Copy out all lines in the data below containing the string "components".

* * *

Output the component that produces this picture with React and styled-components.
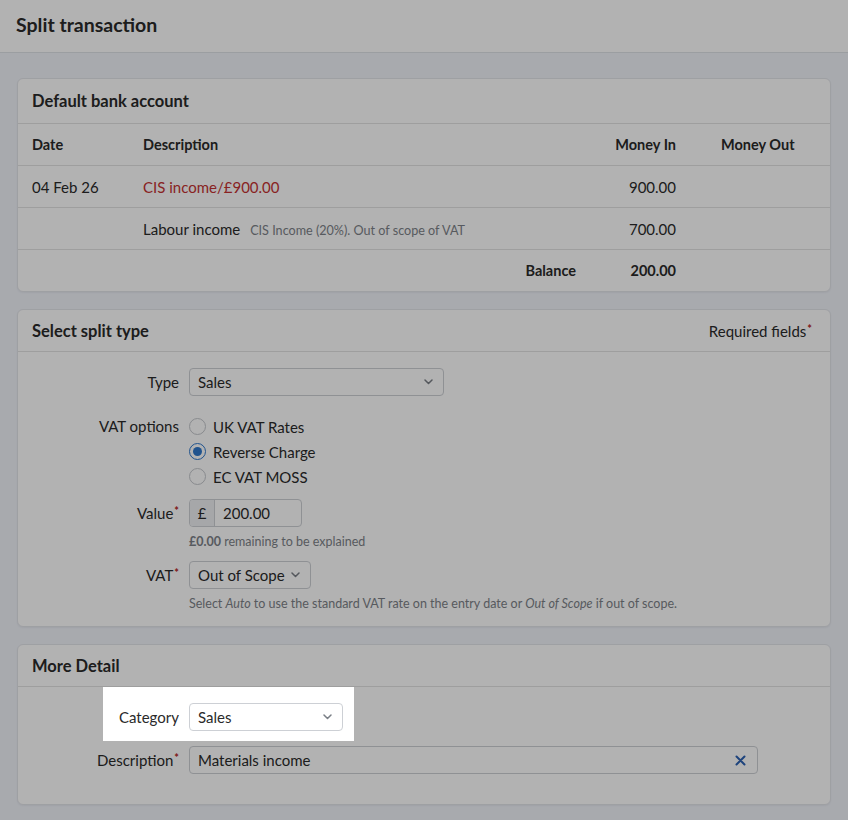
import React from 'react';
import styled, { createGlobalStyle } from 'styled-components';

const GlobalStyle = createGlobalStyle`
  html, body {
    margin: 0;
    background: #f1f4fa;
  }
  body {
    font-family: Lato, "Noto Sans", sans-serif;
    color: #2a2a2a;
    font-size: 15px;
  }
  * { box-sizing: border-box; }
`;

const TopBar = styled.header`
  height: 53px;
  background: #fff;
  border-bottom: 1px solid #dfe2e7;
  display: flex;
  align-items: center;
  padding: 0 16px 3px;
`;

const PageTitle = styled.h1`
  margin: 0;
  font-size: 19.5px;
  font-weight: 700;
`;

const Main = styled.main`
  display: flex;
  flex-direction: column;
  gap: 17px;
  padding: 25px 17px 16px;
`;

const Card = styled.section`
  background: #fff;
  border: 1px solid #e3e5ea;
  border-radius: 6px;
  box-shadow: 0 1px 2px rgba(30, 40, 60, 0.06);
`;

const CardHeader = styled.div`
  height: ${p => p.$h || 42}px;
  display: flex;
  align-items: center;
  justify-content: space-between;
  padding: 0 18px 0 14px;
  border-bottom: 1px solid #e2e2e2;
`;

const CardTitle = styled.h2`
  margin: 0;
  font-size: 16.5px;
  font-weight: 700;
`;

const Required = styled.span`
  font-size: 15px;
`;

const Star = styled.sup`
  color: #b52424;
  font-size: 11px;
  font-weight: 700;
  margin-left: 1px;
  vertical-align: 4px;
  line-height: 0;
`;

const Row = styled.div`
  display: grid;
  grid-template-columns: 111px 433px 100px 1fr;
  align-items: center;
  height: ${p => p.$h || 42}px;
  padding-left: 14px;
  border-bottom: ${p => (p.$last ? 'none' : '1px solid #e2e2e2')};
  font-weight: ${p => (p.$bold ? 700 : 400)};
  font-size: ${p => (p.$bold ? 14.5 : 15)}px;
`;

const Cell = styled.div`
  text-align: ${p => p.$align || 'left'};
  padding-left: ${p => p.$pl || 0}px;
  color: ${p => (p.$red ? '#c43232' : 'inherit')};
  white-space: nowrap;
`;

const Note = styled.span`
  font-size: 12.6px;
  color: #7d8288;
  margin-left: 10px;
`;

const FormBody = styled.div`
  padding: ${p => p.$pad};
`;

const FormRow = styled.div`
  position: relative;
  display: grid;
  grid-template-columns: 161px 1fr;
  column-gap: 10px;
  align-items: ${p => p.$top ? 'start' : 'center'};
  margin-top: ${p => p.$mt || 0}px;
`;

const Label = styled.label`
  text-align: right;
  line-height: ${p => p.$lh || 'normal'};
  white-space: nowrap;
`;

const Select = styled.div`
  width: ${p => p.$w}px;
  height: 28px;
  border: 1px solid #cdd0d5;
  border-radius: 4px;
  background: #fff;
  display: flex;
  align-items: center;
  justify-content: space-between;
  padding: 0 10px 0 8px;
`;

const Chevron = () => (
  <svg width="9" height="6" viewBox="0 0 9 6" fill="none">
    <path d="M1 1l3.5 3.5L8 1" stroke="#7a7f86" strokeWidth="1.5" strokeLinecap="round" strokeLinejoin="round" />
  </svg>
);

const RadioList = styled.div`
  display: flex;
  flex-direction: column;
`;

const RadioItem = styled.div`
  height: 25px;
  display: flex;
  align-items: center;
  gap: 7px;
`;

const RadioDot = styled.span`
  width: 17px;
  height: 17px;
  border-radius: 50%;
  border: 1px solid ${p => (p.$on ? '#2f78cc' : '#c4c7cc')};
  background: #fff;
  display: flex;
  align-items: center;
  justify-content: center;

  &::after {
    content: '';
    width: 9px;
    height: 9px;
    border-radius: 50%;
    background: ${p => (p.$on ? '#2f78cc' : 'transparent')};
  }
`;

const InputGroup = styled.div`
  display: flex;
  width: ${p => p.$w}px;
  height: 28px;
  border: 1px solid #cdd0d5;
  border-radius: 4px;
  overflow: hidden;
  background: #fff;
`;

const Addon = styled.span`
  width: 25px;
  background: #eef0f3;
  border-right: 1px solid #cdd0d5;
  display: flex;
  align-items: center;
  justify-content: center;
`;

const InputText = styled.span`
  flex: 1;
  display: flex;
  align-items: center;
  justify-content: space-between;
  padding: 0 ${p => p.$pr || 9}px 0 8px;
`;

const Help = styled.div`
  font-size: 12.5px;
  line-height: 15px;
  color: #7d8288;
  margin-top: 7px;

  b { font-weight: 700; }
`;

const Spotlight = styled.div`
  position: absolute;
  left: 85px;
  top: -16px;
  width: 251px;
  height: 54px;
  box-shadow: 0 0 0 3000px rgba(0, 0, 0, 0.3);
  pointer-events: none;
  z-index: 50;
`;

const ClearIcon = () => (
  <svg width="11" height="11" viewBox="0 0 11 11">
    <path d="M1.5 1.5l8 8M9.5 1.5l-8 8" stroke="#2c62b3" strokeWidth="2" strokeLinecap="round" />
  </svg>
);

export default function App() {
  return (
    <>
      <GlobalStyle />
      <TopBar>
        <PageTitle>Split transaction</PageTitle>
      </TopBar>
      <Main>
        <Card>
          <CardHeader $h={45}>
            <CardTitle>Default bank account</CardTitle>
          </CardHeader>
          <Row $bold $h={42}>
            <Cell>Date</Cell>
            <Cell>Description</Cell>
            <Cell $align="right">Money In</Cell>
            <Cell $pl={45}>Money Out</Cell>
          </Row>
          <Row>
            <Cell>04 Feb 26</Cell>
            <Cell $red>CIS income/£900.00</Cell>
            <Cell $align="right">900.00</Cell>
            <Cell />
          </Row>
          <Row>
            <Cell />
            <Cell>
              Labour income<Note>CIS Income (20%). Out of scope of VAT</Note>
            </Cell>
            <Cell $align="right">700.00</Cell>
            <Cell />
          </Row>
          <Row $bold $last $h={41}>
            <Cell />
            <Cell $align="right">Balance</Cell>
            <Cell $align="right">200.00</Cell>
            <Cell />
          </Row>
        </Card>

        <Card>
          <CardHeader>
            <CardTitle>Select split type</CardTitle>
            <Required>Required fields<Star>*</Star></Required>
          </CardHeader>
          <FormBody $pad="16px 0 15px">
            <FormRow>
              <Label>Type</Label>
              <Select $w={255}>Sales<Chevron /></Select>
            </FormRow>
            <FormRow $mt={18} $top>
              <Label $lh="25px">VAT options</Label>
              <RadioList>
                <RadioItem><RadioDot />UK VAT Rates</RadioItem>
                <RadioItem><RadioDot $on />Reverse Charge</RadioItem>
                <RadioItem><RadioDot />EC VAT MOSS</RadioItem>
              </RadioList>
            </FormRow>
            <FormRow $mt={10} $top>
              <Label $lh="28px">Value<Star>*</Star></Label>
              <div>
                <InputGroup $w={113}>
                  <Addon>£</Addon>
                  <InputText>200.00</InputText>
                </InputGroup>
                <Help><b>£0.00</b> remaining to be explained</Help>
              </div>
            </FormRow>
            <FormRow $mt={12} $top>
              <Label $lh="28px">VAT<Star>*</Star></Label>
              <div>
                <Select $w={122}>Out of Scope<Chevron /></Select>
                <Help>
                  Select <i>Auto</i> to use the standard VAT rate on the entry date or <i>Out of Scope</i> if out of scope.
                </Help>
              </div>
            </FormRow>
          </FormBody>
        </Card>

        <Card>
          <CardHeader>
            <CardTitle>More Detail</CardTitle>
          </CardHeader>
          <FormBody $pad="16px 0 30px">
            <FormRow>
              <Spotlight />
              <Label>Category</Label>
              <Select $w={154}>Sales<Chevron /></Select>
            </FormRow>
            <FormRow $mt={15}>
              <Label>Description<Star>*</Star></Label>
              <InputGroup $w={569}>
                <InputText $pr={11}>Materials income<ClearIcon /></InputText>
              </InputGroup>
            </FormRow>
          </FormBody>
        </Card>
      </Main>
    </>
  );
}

* * *

**Answer to this problem:**
Output the component that produces this picture with React and styled-components.
import styled, { createGlobalStyle } from 'styled-components';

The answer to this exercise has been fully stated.